=== DATA LISTING ===
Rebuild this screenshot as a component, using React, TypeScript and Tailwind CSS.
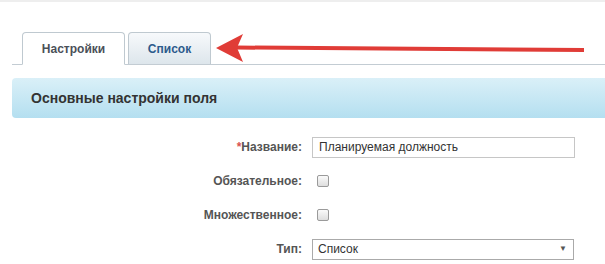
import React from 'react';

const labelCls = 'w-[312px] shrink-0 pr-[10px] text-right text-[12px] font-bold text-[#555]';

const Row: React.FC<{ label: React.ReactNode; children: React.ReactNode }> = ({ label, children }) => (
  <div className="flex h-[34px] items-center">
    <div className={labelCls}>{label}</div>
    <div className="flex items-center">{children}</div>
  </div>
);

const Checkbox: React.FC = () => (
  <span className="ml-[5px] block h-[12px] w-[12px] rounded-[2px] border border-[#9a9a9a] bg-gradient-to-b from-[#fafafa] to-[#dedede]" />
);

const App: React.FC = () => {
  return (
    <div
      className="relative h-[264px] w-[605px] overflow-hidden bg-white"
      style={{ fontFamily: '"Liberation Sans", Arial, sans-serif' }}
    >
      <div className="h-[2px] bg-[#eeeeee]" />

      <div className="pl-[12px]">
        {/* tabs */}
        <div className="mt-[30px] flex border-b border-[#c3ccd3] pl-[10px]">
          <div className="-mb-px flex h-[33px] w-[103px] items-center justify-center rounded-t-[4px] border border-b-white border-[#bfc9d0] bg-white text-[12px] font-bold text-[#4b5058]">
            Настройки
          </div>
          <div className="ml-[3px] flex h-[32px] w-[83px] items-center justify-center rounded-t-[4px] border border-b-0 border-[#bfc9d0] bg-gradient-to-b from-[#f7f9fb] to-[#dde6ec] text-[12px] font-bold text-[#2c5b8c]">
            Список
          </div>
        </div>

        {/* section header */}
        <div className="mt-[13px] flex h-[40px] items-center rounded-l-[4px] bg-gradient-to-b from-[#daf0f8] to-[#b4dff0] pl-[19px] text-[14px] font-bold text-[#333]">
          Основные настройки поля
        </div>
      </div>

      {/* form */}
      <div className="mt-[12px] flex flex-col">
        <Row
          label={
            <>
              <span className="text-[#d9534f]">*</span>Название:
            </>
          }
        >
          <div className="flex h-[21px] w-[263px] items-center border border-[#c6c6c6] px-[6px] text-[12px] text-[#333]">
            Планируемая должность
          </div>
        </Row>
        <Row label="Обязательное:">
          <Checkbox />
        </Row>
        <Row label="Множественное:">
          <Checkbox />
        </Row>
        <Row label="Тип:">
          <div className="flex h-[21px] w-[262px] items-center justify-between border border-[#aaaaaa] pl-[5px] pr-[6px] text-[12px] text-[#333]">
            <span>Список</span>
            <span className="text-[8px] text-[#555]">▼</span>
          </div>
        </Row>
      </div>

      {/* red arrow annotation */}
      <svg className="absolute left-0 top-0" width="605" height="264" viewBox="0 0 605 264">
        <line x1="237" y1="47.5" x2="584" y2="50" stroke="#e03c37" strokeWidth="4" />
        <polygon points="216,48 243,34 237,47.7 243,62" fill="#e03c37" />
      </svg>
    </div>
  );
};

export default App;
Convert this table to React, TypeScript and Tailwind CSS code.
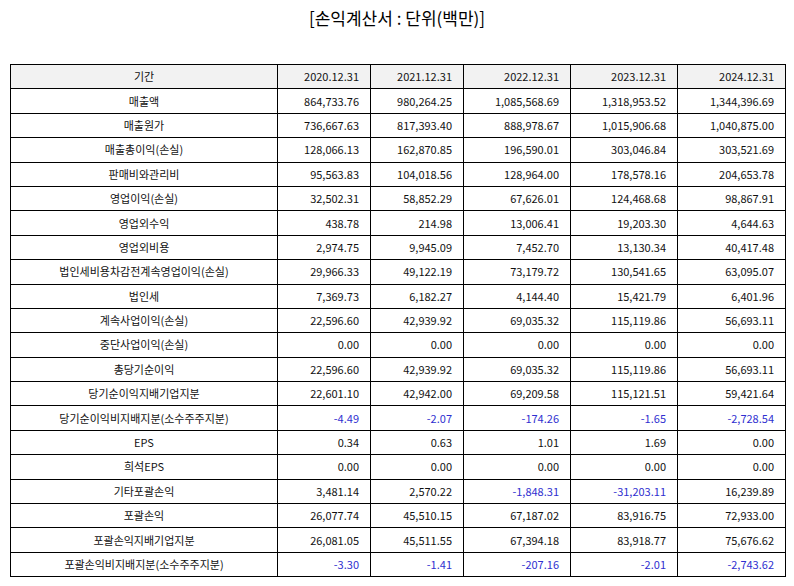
* * *
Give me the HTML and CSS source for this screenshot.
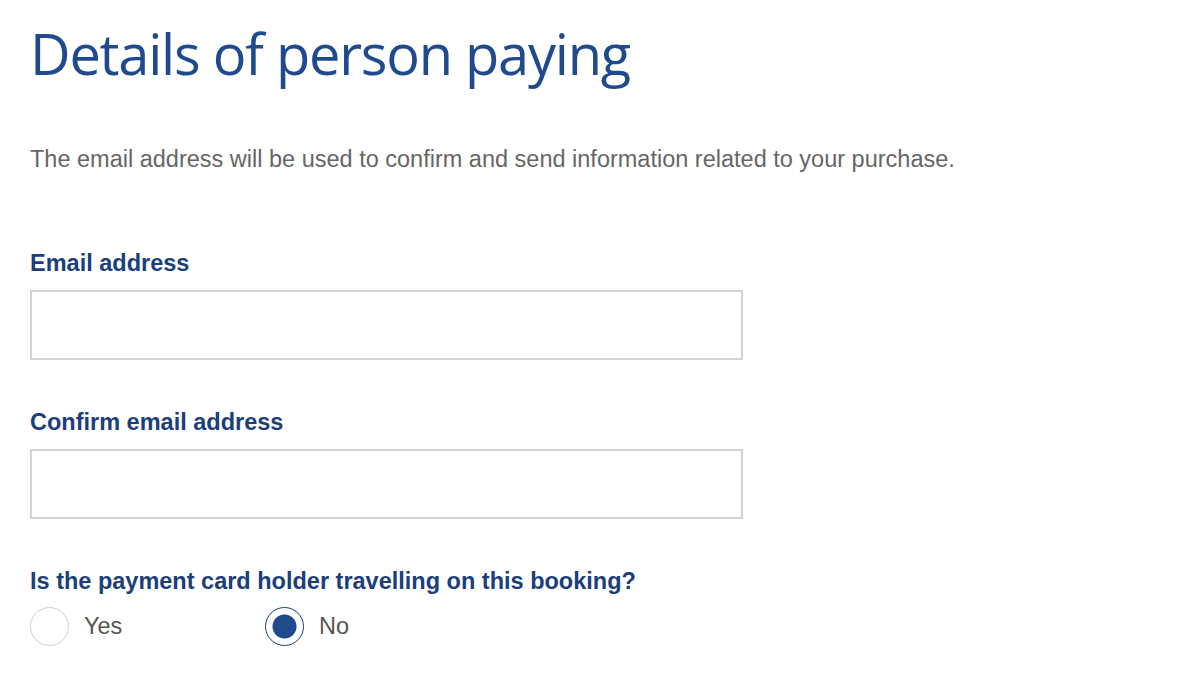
--
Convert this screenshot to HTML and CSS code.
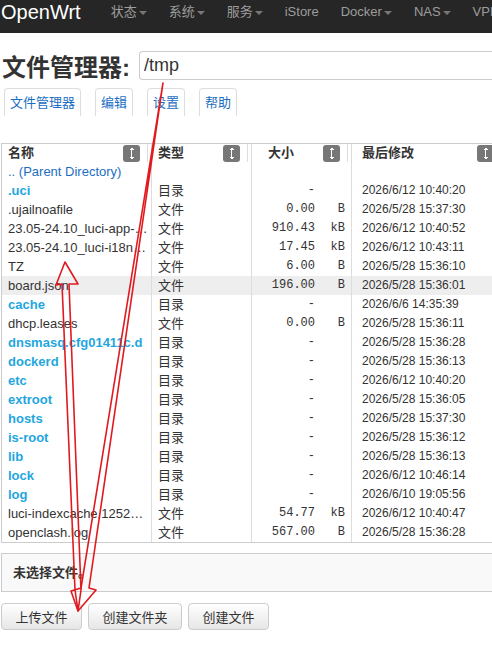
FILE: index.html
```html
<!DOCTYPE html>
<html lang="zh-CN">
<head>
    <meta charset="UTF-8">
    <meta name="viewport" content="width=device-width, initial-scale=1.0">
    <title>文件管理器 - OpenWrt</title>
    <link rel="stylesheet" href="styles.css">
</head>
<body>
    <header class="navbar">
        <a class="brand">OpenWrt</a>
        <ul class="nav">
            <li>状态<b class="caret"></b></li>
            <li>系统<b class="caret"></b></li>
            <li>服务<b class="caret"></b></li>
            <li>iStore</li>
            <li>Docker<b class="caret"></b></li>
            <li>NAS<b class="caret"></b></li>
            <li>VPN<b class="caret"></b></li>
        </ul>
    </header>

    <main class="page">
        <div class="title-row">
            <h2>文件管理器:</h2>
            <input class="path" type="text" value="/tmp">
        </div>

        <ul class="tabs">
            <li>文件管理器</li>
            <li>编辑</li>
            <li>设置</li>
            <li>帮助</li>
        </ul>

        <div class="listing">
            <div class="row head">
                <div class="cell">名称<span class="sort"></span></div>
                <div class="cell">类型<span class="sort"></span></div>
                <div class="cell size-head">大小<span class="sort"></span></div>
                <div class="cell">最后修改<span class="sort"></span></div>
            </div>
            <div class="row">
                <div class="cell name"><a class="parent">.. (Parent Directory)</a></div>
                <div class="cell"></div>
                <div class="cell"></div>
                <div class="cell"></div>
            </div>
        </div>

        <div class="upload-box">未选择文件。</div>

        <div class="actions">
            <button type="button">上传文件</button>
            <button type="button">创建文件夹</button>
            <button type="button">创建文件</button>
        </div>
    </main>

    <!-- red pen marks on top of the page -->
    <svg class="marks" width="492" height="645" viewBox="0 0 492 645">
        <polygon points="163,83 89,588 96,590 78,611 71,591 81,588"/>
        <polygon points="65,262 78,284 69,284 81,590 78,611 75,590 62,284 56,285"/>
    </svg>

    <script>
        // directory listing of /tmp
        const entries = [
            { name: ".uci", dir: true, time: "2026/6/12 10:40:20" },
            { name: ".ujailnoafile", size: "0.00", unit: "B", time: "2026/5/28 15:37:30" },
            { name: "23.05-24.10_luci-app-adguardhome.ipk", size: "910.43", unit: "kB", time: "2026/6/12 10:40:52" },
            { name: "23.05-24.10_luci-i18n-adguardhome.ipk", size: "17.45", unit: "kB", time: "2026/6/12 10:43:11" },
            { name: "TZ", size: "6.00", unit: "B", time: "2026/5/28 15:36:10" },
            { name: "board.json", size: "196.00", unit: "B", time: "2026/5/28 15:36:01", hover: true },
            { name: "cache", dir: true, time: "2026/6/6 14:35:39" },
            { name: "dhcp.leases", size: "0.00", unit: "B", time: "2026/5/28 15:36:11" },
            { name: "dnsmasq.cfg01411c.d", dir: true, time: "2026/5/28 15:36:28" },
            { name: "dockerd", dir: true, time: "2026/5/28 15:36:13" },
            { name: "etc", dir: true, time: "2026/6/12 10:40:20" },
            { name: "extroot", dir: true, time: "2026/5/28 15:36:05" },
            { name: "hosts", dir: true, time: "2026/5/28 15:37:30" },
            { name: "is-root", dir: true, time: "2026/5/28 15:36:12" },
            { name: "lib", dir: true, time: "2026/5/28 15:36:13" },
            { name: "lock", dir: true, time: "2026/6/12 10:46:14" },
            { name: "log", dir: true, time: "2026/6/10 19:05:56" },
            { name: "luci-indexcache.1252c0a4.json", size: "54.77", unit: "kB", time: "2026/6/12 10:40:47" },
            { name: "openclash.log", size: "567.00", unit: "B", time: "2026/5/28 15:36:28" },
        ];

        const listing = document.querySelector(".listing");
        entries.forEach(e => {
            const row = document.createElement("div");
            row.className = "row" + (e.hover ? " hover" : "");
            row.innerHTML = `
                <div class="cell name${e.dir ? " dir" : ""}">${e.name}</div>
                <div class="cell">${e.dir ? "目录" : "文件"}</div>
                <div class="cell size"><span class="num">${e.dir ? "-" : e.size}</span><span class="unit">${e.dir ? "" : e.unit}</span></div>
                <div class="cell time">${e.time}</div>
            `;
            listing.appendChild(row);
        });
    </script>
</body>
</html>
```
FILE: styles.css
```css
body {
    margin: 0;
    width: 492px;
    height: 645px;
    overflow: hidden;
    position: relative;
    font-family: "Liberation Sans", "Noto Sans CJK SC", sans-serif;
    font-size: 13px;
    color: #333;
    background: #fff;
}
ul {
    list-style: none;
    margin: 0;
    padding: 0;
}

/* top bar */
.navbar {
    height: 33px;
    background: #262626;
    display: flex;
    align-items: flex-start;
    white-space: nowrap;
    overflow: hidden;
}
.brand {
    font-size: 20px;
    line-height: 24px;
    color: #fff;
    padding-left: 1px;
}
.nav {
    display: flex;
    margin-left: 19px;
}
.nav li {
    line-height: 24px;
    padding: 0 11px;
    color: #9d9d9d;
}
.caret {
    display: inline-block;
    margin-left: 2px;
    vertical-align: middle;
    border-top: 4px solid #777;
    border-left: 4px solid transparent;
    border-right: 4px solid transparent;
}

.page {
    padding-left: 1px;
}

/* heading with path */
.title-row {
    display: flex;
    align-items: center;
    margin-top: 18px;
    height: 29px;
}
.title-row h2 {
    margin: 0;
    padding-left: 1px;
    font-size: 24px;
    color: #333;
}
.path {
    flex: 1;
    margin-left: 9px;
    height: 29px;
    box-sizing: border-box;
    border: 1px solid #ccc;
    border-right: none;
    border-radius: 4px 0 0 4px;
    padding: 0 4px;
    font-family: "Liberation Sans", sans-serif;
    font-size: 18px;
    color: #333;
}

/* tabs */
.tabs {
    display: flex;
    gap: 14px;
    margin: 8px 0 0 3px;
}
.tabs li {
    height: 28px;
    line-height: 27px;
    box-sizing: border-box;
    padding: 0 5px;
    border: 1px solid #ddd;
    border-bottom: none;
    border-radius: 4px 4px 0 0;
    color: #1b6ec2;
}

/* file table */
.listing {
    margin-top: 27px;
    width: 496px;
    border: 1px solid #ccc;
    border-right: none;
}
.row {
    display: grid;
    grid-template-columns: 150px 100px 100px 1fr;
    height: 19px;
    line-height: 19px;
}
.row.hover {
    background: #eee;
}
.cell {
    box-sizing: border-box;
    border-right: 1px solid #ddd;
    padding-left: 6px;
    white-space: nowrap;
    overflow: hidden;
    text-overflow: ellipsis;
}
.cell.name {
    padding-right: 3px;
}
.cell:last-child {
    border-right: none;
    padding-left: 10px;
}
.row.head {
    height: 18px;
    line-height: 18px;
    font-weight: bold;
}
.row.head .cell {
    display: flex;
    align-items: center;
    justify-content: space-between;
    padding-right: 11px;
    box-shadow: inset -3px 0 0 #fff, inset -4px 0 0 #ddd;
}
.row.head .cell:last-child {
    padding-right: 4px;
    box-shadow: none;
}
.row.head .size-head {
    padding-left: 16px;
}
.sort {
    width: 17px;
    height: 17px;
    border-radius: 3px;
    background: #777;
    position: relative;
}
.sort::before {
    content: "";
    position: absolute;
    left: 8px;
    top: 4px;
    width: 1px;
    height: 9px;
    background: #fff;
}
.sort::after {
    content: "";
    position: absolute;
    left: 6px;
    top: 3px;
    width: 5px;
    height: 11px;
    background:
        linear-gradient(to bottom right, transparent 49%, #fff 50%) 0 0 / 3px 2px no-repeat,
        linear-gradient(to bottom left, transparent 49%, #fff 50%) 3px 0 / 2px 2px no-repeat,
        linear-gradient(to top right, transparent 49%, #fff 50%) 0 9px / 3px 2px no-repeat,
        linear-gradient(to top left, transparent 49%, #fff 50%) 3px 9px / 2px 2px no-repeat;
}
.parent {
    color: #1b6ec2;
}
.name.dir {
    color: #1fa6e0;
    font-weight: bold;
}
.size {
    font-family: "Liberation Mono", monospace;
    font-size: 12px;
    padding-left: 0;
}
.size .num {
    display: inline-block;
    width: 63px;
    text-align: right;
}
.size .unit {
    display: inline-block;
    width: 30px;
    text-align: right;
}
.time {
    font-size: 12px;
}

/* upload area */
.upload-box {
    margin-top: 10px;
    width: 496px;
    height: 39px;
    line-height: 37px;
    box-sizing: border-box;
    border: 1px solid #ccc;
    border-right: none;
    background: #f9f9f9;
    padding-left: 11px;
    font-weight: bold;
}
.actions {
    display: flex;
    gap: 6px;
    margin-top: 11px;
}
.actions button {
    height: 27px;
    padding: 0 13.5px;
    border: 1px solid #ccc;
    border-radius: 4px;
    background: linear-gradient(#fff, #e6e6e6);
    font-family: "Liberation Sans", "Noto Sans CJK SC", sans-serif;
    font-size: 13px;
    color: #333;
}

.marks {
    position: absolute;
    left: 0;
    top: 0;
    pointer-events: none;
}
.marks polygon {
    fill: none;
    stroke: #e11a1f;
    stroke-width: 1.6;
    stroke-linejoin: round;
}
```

=== DO THIS ===
Filter the data for the string "code" and copy every line that has it.

=== FULL ANSWER ===
Convert this table to React, TypeScript and Tailwind CSS code.
Convert this screenshot to HTML and CSS code.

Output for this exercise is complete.